### What to produce
Pull every line that holds the word "page" from the entries.

### Materials provided
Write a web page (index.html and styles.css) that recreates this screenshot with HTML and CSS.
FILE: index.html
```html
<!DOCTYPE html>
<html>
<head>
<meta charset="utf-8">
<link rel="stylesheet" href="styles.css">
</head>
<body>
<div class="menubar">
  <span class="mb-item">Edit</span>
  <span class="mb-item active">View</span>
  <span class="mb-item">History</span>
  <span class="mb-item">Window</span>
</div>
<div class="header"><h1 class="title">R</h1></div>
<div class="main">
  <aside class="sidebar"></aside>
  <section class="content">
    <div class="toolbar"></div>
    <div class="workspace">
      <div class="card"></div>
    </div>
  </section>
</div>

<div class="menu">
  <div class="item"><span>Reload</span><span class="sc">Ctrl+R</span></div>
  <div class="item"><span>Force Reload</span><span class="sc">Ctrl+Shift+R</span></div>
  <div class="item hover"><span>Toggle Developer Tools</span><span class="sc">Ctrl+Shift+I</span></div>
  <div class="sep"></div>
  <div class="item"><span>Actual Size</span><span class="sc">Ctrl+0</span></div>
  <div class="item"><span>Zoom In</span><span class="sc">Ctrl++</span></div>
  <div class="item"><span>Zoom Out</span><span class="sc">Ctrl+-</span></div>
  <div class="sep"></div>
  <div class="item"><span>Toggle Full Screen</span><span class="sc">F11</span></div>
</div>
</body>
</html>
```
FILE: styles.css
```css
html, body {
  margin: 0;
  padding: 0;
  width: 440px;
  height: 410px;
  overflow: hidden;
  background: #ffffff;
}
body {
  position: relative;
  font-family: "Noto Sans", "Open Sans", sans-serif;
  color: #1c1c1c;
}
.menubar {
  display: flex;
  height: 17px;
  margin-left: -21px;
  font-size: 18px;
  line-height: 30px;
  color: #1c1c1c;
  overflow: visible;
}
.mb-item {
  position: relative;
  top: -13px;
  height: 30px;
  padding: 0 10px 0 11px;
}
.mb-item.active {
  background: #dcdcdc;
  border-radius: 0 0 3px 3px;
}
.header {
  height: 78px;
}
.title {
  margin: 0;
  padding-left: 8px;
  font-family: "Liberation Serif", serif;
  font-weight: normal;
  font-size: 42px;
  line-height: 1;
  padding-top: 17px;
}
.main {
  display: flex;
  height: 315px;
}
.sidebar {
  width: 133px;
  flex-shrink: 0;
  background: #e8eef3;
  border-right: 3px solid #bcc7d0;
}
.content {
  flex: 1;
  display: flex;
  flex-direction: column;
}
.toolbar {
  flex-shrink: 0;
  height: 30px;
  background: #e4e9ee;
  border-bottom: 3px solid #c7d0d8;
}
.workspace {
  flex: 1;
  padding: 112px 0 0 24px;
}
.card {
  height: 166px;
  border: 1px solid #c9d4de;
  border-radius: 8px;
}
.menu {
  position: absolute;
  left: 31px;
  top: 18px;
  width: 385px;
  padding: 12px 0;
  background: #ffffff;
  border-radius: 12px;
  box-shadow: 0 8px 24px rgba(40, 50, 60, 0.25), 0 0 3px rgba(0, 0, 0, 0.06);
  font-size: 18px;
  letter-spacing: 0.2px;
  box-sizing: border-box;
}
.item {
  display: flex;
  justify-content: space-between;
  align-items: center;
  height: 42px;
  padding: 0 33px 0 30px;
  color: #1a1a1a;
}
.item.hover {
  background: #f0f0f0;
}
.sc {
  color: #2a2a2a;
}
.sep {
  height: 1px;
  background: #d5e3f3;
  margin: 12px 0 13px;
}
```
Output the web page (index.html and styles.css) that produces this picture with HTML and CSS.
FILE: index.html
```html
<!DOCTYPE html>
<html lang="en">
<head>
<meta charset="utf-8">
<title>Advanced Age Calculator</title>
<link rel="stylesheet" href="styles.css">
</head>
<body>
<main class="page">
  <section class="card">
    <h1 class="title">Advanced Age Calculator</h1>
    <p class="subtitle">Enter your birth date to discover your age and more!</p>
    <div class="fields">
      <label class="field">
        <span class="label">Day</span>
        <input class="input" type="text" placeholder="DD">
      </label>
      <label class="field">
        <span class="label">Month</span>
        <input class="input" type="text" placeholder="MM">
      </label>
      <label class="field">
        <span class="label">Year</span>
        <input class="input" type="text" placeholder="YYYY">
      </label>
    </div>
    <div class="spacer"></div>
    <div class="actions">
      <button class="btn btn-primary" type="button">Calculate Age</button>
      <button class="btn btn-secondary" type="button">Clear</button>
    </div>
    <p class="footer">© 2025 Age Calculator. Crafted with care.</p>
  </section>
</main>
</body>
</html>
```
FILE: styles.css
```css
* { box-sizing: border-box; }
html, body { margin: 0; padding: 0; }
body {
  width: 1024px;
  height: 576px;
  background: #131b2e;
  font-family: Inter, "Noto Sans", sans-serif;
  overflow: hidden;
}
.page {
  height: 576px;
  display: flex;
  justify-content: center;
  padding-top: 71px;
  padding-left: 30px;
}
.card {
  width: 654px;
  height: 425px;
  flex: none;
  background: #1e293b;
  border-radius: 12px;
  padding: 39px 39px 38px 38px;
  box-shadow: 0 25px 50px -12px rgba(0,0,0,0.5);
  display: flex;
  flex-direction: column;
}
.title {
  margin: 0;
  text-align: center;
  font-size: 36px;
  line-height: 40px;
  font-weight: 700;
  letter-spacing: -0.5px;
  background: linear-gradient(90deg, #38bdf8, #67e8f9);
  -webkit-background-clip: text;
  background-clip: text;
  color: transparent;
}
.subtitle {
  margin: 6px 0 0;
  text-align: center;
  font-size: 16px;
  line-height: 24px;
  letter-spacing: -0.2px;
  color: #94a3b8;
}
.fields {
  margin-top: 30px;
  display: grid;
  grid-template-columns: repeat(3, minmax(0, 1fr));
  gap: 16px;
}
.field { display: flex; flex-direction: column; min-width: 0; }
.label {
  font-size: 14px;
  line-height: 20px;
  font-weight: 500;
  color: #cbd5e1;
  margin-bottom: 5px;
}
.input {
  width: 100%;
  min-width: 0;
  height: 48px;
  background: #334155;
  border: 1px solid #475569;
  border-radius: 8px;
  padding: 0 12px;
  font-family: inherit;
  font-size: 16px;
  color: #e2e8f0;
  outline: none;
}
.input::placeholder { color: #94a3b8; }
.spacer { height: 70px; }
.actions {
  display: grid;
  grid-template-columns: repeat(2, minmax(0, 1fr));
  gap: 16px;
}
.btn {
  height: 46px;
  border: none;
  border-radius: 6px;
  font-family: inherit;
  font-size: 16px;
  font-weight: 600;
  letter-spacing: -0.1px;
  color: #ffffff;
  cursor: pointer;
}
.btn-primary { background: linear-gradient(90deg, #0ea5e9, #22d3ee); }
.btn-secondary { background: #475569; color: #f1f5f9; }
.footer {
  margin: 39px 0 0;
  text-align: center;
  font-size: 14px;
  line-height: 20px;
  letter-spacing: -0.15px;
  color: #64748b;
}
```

---

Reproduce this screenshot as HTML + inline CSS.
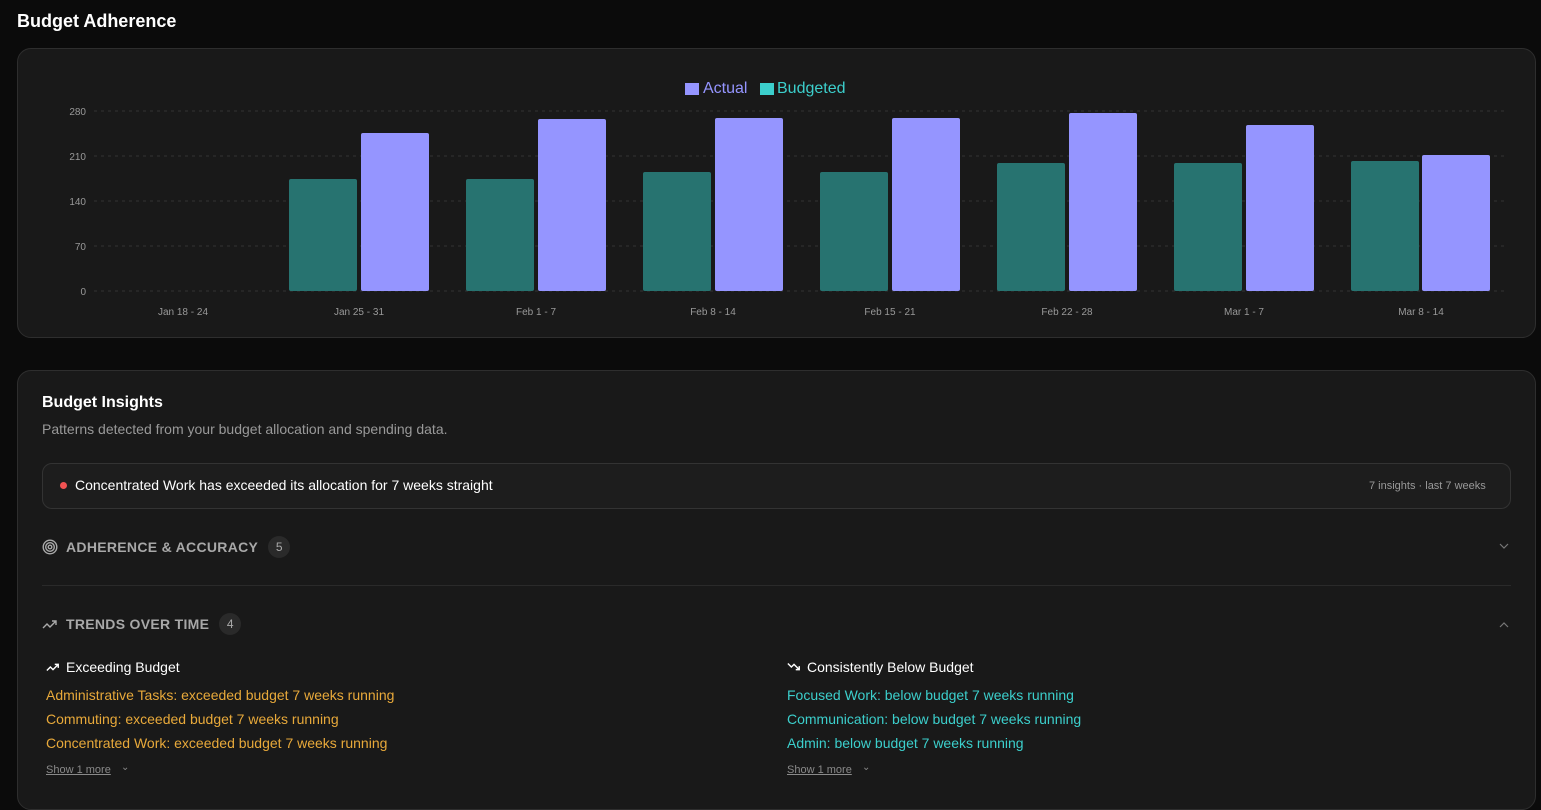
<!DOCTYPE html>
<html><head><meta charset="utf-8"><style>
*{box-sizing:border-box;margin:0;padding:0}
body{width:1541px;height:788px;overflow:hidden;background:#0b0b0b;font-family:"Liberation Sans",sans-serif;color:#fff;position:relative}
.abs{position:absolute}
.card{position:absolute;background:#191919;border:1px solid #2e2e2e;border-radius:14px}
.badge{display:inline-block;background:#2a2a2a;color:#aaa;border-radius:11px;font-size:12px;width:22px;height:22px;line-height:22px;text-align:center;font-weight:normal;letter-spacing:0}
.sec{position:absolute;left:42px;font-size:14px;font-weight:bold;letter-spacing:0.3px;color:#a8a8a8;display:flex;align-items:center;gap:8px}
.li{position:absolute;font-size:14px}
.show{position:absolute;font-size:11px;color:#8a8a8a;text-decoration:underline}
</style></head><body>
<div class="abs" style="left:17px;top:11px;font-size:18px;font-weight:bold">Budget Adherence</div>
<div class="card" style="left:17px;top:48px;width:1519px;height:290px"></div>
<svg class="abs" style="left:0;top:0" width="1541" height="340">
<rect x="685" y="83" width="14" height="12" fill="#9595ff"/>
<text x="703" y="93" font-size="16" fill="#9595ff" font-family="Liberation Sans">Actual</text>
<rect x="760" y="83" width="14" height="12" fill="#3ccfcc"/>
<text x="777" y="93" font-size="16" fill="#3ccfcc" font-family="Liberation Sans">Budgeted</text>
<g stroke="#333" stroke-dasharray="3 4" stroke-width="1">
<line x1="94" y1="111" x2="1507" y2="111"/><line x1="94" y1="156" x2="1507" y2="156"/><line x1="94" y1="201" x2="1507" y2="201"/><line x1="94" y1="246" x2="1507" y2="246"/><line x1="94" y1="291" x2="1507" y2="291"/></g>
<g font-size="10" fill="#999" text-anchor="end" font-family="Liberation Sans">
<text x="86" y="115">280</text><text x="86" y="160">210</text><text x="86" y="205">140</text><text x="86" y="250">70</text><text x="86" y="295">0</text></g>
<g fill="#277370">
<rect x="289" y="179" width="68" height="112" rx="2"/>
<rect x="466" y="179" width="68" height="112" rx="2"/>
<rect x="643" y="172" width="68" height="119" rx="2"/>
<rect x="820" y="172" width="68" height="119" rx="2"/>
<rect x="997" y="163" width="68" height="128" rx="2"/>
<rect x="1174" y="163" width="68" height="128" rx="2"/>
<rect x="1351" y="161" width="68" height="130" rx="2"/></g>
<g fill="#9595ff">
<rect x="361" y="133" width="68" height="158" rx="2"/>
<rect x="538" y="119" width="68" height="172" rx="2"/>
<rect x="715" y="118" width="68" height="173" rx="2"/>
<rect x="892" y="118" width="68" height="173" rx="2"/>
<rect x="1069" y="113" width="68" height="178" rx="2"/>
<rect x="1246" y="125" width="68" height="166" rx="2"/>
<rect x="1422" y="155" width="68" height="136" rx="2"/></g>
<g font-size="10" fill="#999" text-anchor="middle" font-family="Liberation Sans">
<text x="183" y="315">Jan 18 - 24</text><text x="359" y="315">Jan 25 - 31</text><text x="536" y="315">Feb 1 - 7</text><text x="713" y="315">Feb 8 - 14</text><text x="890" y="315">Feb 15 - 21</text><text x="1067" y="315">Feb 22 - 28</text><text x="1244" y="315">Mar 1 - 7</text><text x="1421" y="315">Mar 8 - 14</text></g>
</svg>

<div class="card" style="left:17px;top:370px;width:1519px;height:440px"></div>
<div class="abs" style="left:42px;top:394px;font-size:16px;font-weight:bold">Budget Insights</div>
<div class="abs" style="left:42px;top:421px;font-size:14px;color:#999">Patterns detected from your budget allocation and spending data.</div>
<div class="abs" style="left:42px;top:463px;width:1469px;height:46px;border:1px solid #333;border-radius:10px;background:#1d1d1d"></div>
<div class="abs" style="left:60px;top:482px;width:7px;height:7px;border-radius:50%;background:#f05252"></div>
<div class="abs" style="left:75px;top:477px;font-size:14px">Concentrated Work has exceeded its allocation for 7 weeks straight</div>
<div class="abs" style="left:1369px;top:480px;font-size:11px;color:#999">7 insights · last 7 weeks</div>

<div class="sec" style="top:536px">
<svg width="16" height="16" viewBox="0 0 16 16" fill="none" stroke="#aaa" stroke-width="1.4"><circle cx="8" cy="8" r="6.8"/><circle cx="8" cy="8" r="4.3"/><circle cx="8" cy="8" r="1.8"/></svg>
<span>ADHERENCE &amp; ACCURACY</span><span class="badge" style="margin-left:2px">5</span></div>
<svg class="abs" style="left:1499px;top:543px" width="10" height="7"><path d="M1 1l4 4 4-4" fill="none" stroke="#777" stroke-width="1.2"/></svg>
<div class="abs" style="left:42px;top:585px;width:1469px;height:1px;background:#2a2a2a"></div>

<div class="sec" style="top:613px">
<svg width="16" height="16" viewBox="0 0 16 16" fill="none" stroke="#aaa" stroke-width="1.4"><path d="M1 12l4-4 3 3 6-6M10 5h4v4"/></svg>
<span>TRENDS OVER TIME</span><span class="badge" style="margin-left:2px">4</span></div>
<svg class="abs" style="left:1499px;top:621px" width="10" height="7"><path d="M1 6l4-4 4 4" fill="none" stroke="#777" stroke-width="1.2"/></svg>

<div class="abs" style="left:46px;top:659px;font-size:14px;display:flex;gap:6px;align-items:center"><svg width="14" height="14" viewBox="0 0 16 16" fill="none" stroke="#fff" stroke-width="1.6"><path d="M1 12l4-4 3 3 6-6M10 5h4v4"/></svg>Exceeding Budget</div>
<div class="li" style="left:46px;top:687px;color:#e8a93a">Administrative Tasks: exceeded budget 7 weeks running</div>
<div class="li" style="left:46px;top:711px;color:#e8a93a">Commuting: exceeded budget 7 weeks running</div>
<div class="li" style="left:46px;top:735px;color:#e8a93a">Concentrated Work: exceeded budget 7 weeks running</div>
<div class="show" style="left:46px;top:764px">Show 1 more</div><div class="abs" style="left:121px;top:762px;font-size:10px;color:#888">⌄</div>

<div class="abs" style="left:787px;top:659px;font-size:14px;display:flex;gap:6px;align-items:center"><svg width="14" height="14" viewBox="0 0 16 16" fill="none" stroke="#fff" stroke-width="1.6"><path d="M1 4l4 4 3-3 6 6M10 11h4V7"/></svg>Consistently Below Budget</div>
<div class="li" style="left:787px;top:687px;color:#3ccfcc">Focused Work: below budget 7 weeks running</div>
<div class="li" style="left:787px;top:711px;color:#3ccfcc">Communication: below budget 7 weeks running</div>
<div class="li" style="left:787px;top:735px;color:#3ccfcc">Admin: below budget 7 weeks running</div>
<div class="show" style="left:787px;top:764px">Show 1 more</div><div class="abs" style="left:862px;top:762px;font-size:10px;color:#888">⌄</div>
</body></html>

### Response to this exercise
Write a web page (index.html and styles.css) that recreates this screenshot with HTML and CSS.
Output the web page (index.html and styles.css) that produces this picture with HTML and CSS.
<main class="page">
.page {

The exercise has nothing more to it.